Evergood Coffee Tasting

Join us for a coffee tasting of the iconic Norwegian coffee brand Evergood.

Join us in the Kaffestugan for a blind taste test of our current coffee and Evergood. YOU help us decide if its time to make Evergood our new coffee brand!

Saturday, November 30th | 12-2pm in the Kaffestugan

ABOUT EVERGOOD:

It all started back in 1866 when Johan Johannson opened his import business, focusing on coffee, sugar and syrup for the first few years. Back then, raw coffee was sold in sacks to merchants who then sold it on to the end users who roasted and ground the beans themselves. In 1926, the company invested in its first roasting machine, which marked the start of a process where Joh. Johannson, as an importer, gradually took over the process of blending the raw coffee before roasting, grinding and packaging it.

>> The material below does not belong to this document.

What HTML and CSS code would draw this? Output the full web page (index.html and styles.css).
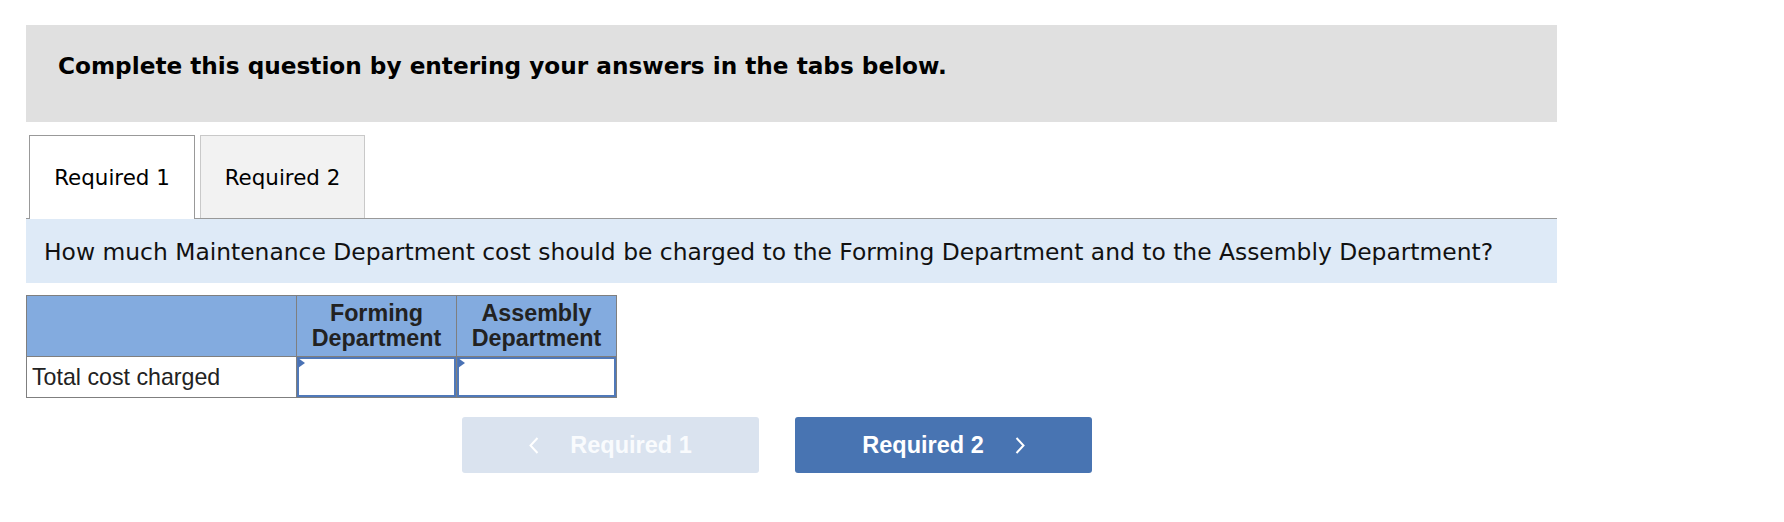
FILE: index.html
```html
<!DOCTYPE html>
<html lang="en">
<head>
<meta charset="utf-8">
<title>Required 1</title>
<link rel="stylesheet" href="styles.css">
</head>
<body>
<div class="wrap">
  <div class="banner">Complete this question by entering your answers in the tabs below.</div>

  <div class="tabs">
    <div class="tab tab-active">Required 1</div>
    <div class="tab tab-inactive">Required 2</div>
  </div>

  <div class="question">How much Maintenance Department cost should be charged to the Forming Department and to the Assembly Department?</div>

  <table class="grid">
    <colgroup>
      <col class="col-label">
      <col class="col-val">
      <col class="col-val">
    </colgroup>
    <thead>
      <tr>
        <th class="head-blank"></th>
        <th class="head">Forming<br>Department</th>
        <th class="head">Assembly<br>Department</th>
      </tr>
    </thead>
    <tbody>
      <tr>
        <td class="label">Total cost charged</td>
        <td class="cell"><div class="input"></div></td>
        <td class="cell"><div class="input"></div></td>
      </tr>
    </tbody>
  </table>

  <div class="nav">
    <div class="btn btn-prev">
      <svg class="chev" width="10" height="17" viewBox="0 0 10 17"><polyline points="8.5,1 1.5,8.5 8.5,16" fill="none" stroke="#ffffff" stroke-width="2"/></svg>
      <span>Required 1</span>
    </div>
    <div class="btn btn-next">
      <span>Required 2</span>
      <svg class="chev" width="10" height="17" viewBox="0 0 10 17"><polyline points="1.5,1 8.5,8.5 1.5,16" fill="none" stroke="#ffffff" stroke-width="2"/></svg>
    </div>
  </div>
</div>
</body>
</html>
```
FILE: styles.css
```css
html, body {
  margin: 0;
  padding: 0;
  background: #ffffff;
}

body {
  font-family: "DejaVu Sans", Verdana, sans-serif;
  color: #000;
}

.wrap {
  width: 1531px;
  padding: 25px 0 0 26px;
}

.banner {
  box-sizing: border-box;
  height: 97px;
  background: #e0e0e0;
  padding: 27px 0 0 32px;
  font-size: 23.2px;
  font-weight: bold;
  color: #000;
}

.tabs {
  display: flex;
  align-items: flex-start;
  gap: 5px;
  margin-top: 13px;
  padding-left: 3px;
  height: 83px;
  border-bottom: 1px solid #999999;
}

.tab {
  box-sizing: border-box;
  display: flex;
  align-items: center;
  justify-content: center;
  font-size: 21.4px;
  color: #000;
}

.tab-active {
  width: 166px;
  height: 84px;
  background: #ffffff;
  border: 1px solid #999999;
  border-bottom: none;
  position: relative;
  z-index: 1;
}

.tab-inactive {
  width: 165px;
  height: 83px;
  background: #f2f2f2;
  border: 1px solid #c9c9c9;
  border-bottom: none;
}

.question {
  box-sizing: border-box;
  height: 64px;
  background: #deeaf7;
  padding: 19px 0 0 18px;
  font-size: 23.4px;
  color: #111;
  white-space: nowrap;
}

.grid {
  margin-top: 12px;
  border-collapse: collapse;
  table-layout: fixed;
  width: 591px;
  font-family: "Liberation Sans", Arial, sans-serif;
  color: #222;
}

.col-label { width: 270px; }
.col-val { width: 160px; }

.grid th,
.grid td {
  border: 1px solid #7f7f7f;
  padding: 0;
}

.grid thead th {
  background: #83abdf;
  height: 60px;
}

.head {
  font-size: 23.3px;
  font-weight: bold;
  line-height: 25px;
  text-align: center;
  vertical-align: middle;
}

.label {
  font-size: 23.2px;
  padding-left: 5px !important;
  vertical-align: middle;
  white-space: nowrap;
}

.cell {
  height: 40px;
  vertical-align: top;
}

.input {
  position: relative;
  box-sizing: border-box;
  height: 40px;
  border: 2px solid #5079b9;
  background: #ffffff;
}

.input::before {
  content: "";
  position: absolute;
  left: -1px;
  top: -1px;
  width: 0;
  height: 0;
  border-left: 7px solid #4a72b5;
  border-top: 5.5px solid transparent;
  border-bottom: 5.5px solid transparent;
}

.nav {
  display: flex;
  gap: 36px;
  margin-top: 19px;
  padding-left: 436px;
}

.btn {
  box-sizing: border-box;
  width: 297px;
  height: 56px;
  border-radius: 3px;
  display: flex;
  align-items: center;
  justify-content: center;
  gap: 31px;
  font-family: "Liberation Sans", Arial, sans-serif;
  font-weight: bold;
  font-size: 23.5px;
  color: #ffffff;
}

.btn-prev {
  background: #dae3ef;
  color: #f9fbfd;
}

.btn-next {
  background: #4874b2;
}

.chev {
  display: block;
  flex: none;
}
```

By the mid-1950s, the coffee market was distinguished by coffee importers’ tireless hunt for favorable spot purchases of raw coffee, which often led to major variations in the taste and quality of the coffee that was offered to buyers. This gave Joh. Johannson the idea of marketing a high-quality coffee mixed and blended using the finest types of beans so as to produce predictable taste and quality – every time. The name chosen derived directly from this strategy: EVERGOOD.

Today, the company is a significant European importer of the finest quality coffees from Africa, Asia and South America. No-compromise standards of quality guarantee users some of the finest coffee experiences available anywhere.

We at Joh. Johannson Kaffe strive constantly to deliver the best, tastiest coffee experience. That is why we make stringent demands on every link in the production chain. Good ingredients, the right blend and accurate roasting comprise an art it takes years of experience to master.

Every day, we roast between 70 and 80 tons of top quality coffee beans at our production facility in Oslo, Norway. Once the beans have obtained the right core temperature that helps bring out the fine aroma in the coffee, they are cooled quickly with water, which vaporizes on contact with the hot beans.

When the resulting clouds of steam are blown out of the stacks in the coffee tower, this is a sign that a new batch of beans has been perfectly roasted and is now ready for further refinement. And if the wind is blowing from the right direction, you can pick up a hint of the delightful aroma of freshly roasted coffee beans from Brazil, Colombia, Costa Rica and Kenya …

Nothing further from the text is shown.